Dissecting the Environmental–Financial Crime Nexus

A Spotlight on the Illegal Wildlife Trade

A Spotlight on the Illegal Wildlife Trade

Report

Publlication Summar

The illegal wildlife trade, valued at approximately US$20 billion annually, is one of the world’s most profitable criminal markets and a growing risk for financial institutions. Impacting over 40,900 protected species and operating across every region—not only biodiverse areas—the trade involves extensive global networks. Between 2015 and 2021, authorities recorded more than 140,000 seizures spanning roughly 4,000 species, with true volumes likely far higher.

Financial institutions are exposed to this crime through a wide range of transactions and markets, with no single species dominating confiscations. While this creates significant regulatory, financial, and reputational risk, it also presents a critical opportunity: by identifying and disrupting the illicit financial flows that enable wildlife trafficking, institutions can help dismantle criminal networks and strengthen their own defences.

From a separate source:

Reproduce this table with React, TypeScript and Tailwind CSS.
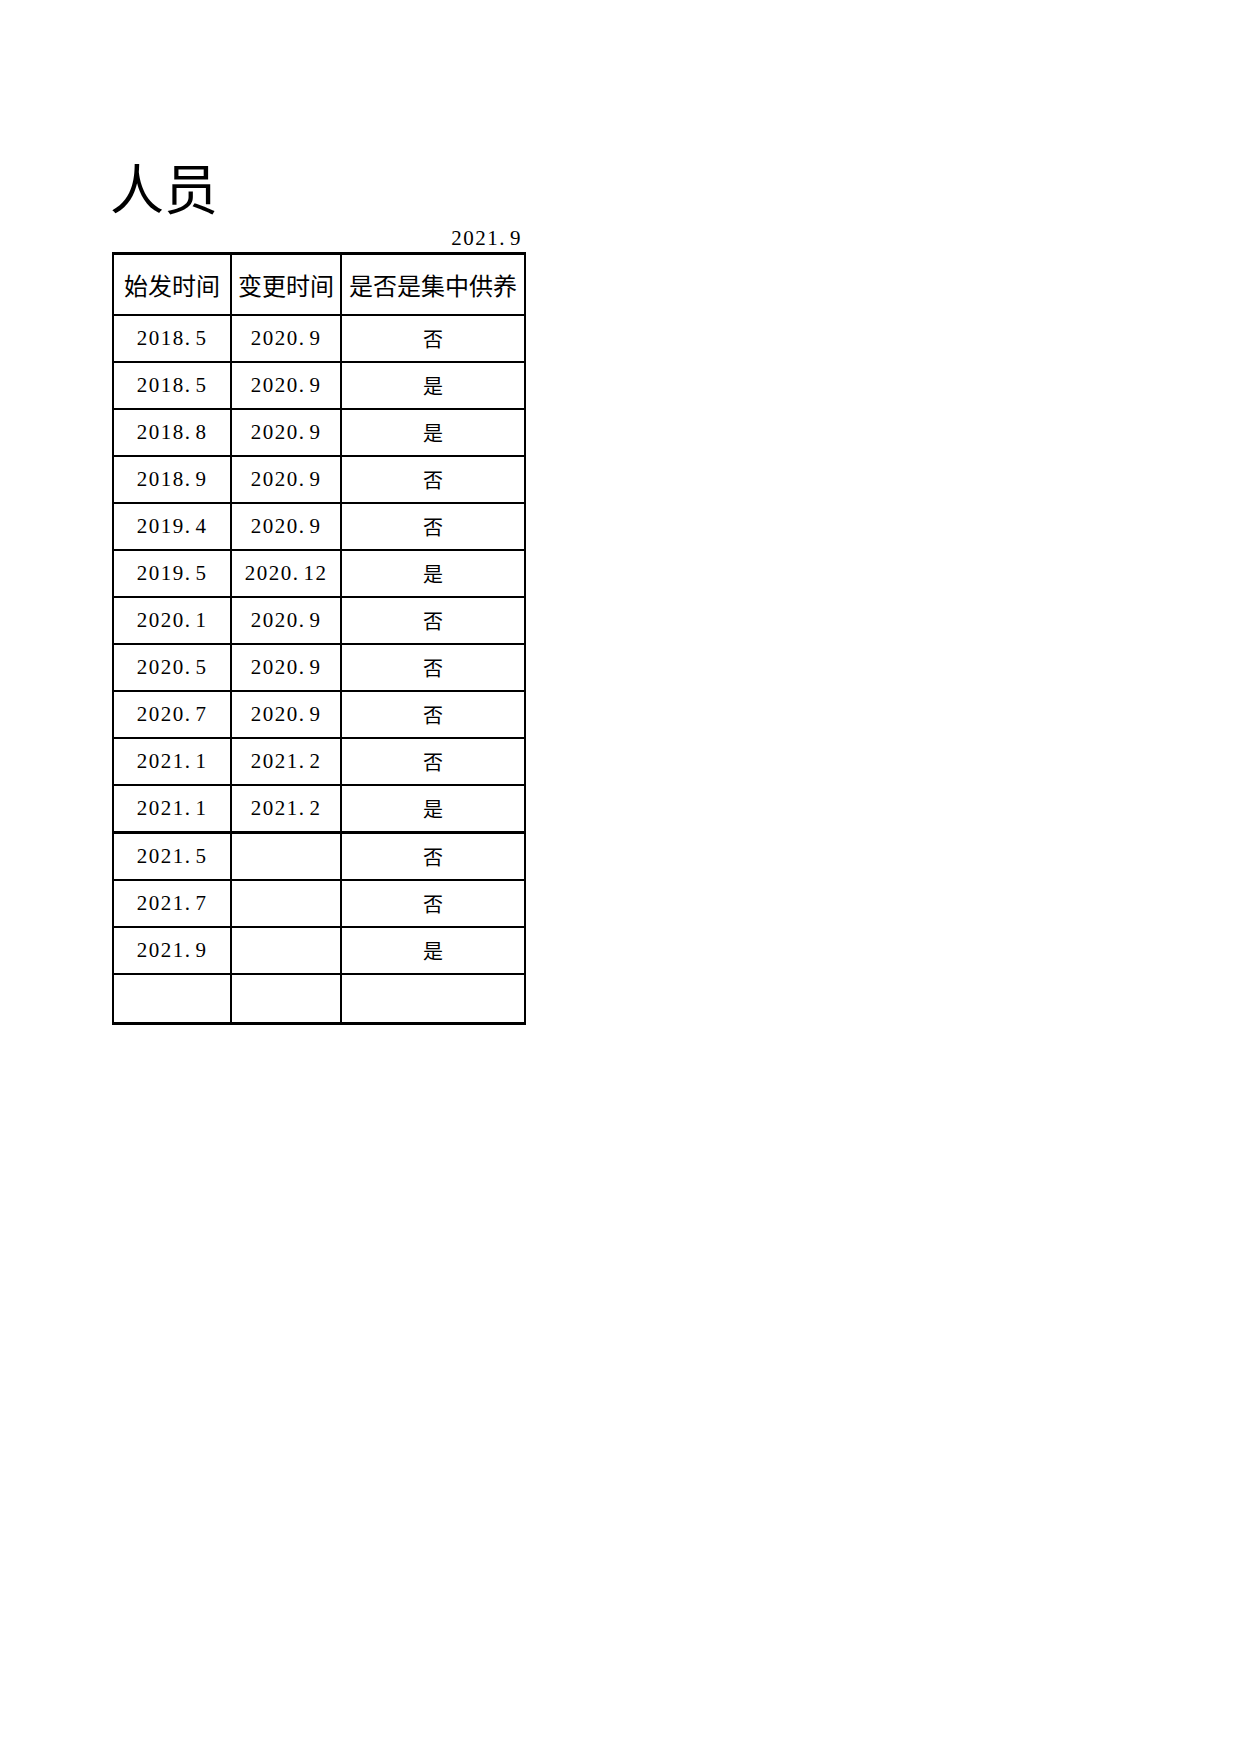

Our report, Dissecting the Environmental-Financial Crime Nexus: A Spotlight on the Illegal Wildlife Trade, examines this issue through a financial crime lens, outlining the scale, complexity, and risk implications of the illegal wildlife trade for the global financial sector.

Key Findings

  • The financial sector may be highly exposed to the illegal wildlife trade, with 81% of financial professionals surveyed respondents indicating that their organisation operates in at least one high-risk business area for the crime – generally relating to the transit of goods.
  • Although those surveyed displayed an awareness of the specific actions that could be taken to address their exposure to the illegal wildlife trade, concrete risk mitigation action is still lagging behind, with 40% of respondents who indicated exposure to a high-risk sector not screening for these risks.
  • Whilst financial institutions tend to demonstrate broad general knowledge of the illegal wildlife trade, this may be limited to a few high-profile areas, such as the ivory trade, and lack precise insight into many other key risk typologies, red flags, products and species.
  • Although only 8% of respondents stated that the illegal wildlife trade is not a major concern to their organisation, nearly 50% of respondents from financial institutions with a self-reported high awareness of environmental crime also reported having no policy on the illegal wildlife trade in place.
  • This leaves the financial sector vulnerable to both the illegal wildlife trade and the myriad other financial crimes which frequently converge with it, including fraud, tax evasion, money laundering, corruption and bribery, organised crime and drugs trafficking.